** Start Data lines **

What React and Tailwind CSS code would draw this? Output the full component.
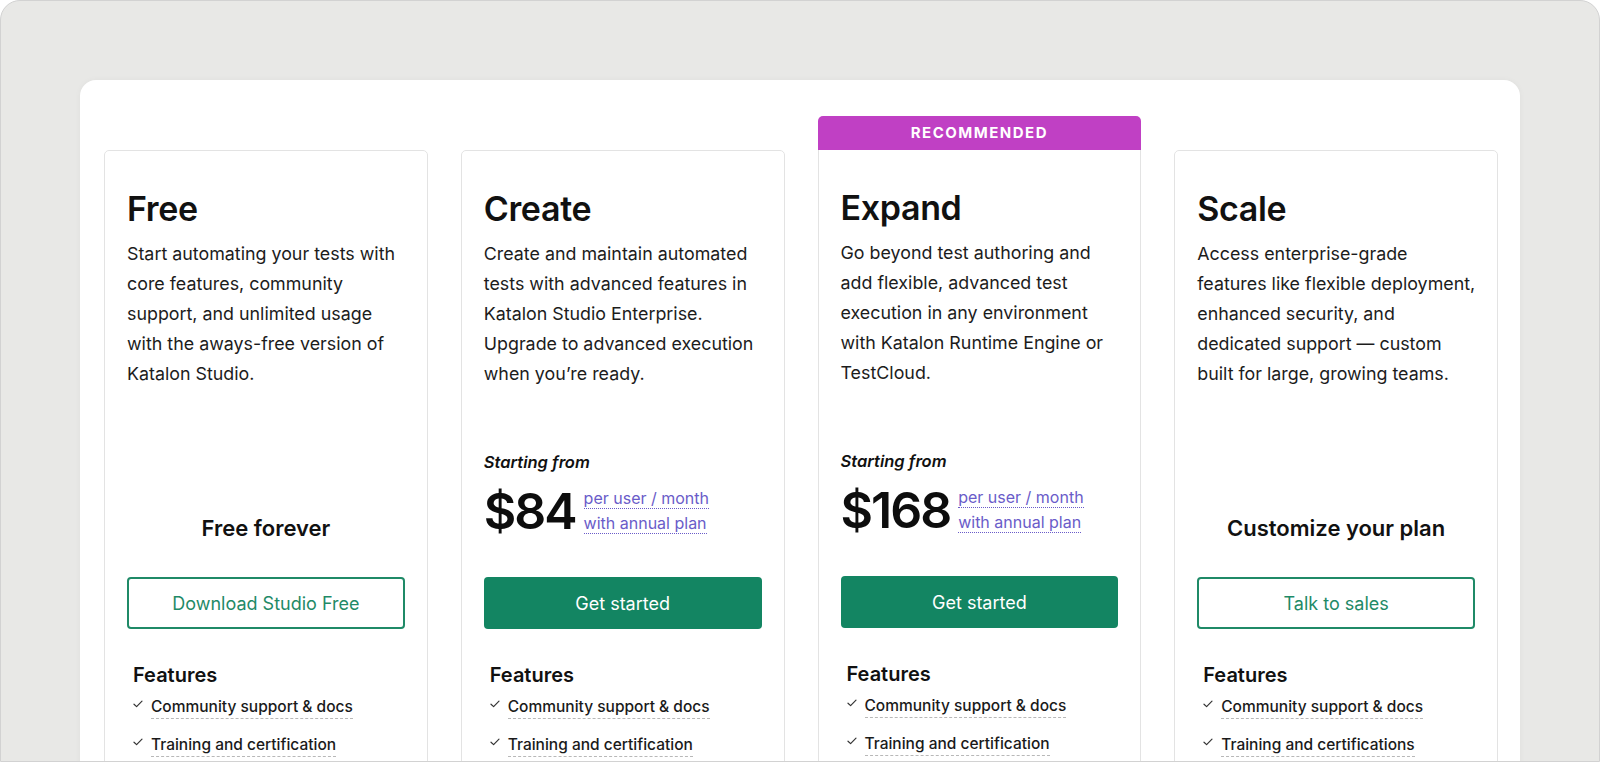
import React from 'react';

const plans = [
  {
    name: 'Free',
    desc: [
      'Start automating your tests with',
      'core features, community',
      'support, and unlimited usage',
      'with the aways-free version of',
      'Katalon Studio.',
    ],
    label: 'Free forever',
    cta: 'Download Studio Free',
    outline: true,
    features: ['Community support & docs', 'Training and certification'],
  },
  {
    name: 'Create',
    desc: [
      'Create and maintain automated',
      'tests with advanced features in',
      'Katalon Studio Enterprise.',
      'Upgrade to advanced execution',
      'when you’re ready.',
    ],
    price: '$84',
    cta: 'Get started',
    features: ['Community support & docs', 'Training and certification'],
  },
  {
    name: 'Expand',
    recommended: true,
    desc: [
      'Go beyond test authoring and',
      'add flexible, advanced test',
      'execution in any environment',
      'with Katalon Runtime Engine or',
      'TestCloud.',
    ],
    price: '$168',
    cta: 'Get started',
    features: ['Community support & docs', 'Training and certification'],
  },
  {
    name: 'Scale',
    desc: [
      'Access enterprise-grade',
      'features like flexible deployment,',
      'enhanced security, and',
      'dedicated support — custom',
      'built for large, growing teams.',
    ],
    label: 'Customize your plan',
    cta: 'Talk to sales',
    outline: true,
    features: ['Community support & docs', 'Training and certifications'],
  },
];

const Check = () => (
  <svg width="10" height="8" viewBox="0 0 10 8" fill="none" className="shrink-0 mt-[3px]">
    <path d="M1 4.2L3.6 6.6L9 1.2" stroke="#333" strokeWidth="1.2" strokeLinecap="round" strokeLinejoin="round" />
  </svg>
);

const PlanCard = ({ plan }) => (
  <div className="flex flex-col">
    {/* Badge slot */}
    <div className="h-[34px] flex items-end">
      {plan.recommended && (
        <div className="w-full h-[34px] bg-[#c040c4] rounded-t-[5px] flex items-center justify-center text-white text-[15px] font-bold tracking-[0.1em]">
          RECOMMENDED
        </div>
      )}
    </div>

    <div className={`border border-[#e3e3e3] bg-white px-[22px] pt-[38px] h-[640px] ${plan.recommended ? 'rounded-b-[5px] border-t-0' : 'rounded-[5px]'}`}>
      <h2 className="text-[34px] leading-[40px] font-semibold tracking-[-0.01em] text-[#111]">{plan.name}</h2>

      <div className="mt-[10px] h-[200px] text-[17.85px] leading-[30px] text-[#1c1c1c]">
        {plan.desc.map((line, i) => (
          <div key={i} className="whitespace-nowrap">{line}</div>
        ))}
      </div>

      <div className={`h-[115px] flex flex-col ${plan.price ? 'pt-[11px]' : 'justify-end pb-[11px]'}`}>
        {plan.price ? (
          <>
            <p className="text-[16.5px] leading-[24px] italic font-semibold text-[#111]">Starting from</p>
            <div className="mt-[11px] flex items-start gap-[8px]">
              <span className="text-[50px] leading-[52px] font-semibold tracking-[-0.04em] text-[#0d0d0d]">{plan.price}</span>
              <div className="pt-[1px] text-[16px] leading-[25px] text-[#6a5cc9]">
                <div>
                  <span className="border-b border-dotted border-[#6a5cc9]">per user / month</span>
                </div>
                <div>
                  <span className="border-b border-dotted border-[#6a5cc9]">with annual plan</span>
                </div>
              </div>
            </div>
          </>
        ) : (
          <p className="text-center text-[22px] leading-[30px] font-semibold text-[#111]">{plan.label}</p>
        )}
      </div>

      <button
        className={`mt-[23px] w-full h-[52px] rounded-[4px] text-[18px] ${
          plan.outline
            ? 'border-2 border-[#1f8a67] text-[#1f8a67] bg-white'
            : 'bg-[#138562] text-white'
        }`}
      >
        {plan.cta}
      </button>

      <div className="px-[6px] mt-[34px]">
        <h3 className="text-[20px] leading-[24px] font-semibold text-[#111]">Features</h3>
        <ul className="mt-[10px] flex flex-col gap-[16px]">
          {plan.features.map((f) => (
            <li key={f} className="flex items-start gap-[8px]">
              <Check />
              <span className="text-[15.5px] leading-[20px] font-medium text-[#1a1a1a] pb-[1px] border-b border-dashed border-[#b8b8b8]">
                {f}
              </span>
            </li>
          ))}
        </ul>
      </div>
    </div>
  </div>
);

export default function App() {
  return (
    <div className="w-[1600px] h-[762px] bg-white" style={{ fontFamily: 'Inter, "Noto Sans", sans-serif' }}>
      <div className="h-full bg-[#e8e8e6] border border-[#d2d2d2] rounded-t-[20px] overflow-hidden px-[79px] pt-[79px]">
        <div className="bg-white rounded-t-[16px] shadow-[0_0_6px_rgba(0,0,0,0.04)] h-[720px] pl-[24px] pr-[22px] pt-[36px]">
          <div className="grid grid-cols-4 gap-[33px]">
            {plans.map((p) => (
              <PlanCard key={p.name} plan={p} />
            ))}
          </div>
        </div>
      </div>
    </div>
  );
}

** End Data lines **

• **Set problem**
Copy out every line of the material above exactly, skipping the pictures.

• **Output of the exercise**
What React and Tailwind CSS code would draw this? Output the full component.
import React from 'react';

const plans = [
  {
    name: 'Free',
    desc: [
      'Start automating your tests with',
      'core features, community',
      'support, and unlimited usage',
      'with the aways-free version of',
      'Katalon Studio.',
    ],
    label: 'Free forever',
    cta: 'Download Studio Free',
    outline: true,
    features: ['Community support & docs', 'Training and certification'],
  },
  {
    name: 'Create',
    desc: [
      'Create and maintain automated',
      'tests with advanced features in',
      'Katalon Studio Enterprise.',
      'Upgrade to advanced execution',
      'when you’re ready.',
    ],
    price: '$84',
    cta: 'Get started',
    features: ['Community support & docs', 'Training and certification'],
  },
  {
    name: 'Expand',
    recommended: true,
    desc: [
      'Go beyond test authoring and',
      'add flexible, advanced test',
      'execution in any environment',
      'with Katalon Runtime Engine or',
      'TestCloud.',
    ],
    price: '$168',
    cta: 'Get started',
    features: ['Community support & docs', 'Training and certification'],
  },
  {
    name: 'Scale',
    desc: [
      'Access enterprise-grade',
      'features like flexible deployment,',
      'enhanced security, and',
      'dedicated support — custom',
      'built for large, growing teams.',
    ],
    label: 'Customize your plan',
    cta: 'Talk to sales',
    outline: true,
    features: ['Community support & docs', 'Training and certifications'],
  },
];

const Check = () => (
  <svg width="10" height="8" viewBox="0 0 10 8" fill="none" className="shrink-0 mt-[3px]">
    <path d="M1 4.2L3.6 6.6L9 1.2" stroke="#333" strokeWidth="1.2" strokeLinecap="round" strokeLinejoin="round" />
  </svg>
);

const PlanCard = ({ plan }) => (
  <div className="flex flex-col">
    {/* Badge slot */}
    <div className="h-[34px] flex items-end">
      {plan.recommended && (
        <div className="w-full h-[34px] bg-[#c040c4] rounded-t-[5px] flex items-center justify-center text-white text-[15px] font-bold tracking-[0.1em]">
          RECOMMENDED
        </div>
      )}
    </div>

    <div className={`border border-[#e3e3e3] bg-white px-[22px] pt-[38px] h-[640px] ${plan.recommended ? 'rounded-b-[5px] border-t-0' : 'rounded-[5px]'}`}>
      <h2 className="text-[34px] leading-[40px] font-semibold tracking-[-0.01em] text-[#111]">{plan.name}</h2>

      <div className="mt-[10px] h-[200px] text-[17.85px] leading-[30px] text-[#1c1c1c]">
        {plan.desc.map((line, i) => (
          <div key={i} className="whitespace-nowrap">{line}</div>
        ))}
      </div>

      <div className={`h-[115px] flex flex-col ${plan.price ? 'pt-[11px]' : 'justify-end pb-[11px]'}`}>
        {plan.price ? (
          <>
            <p className="text-[16.5px] leading-[24px] italic font-semibold text-[#111]">Starting from</p>
            <div className="mt-[11px] flex items-start gap-[8px]">
              <span className="text-[50px] leading-[52px] font-semibold tracking-[-0.04em] text-[#0d0d0d]">{plan.price}</span>
              <div className="pt-[1px] text-[16px] leading-[25px] text-[#6a5cc9]">
                <div>
                  <span className="border-b border-dotted border-[#6a5cc9]">per user / month</span>
                </div>
                <div>
                  <span className="border-b border-dotted border-[#6a5cc9]">with annual plan</span>
                </div>
              </div>
            </div>
          </>
        ) : (
          <p className="text-center text-[22px] leading-[30px] font-semibold text-[#111]">{plan.label}</p>
        )}
      </div>

      <button
        className={`mt-[23px] w-full h-[52px] rounded-[4px] text-[18px] ${
          plan.outline
            ? 'border-2 border-[#1f8a67] text-[#1f8a67] bg-white'
            : 'bg-[#138562] text-white'
        }`}
      >
        {plan.cta}
      </button>

      <div className="px-[6px] mt-[34px]">
        <h3 className="text-[20px] leading-[24px] font-semibold text-[#111]">Features</h3>
        <ul className="mt-[10px] flex flex-col gap-[16px]">
          {plan.features.map((f) => (
            <li key={f} className="flex items-start gap-[8px]">
              <Check />
              <span className="text-[15.5px] leading-[20px] font-medium text-[#1a1a1a] pb-[1px] border-b border-dashed border-[#b8b8b8]">
                {f}
              </span>
            </li>
          ))}
        </ul>
      </div>
    </div>
  </div>
);

export default function App() {
  return (
    <div className="w-[1600px] h-[762px] bg-white" style={{ fontFamily: 'Inter, "Noto Sans", sans-serif' }}>
      <div className="h-full bg-[#e8e8e6] border border-[#d2d2d2] rounded-t-[20px] overflow-hidden px-[79px] pt-[79px]">
        <div className="bg-white rounded-t-[16px] shadow-[0_0_6px_rgba(0,0,0,0.04)] h-[720px] pl-[24px] pr-[22px] pt-[36px]">
          <div className="grid grid-cols-4 gap-[33px]">
            {plans.map((p) => (
              <PlanCard key={p.name} plan={p} />
            ))}
          </div>
        </div>
      </div>
    </div>
  );
}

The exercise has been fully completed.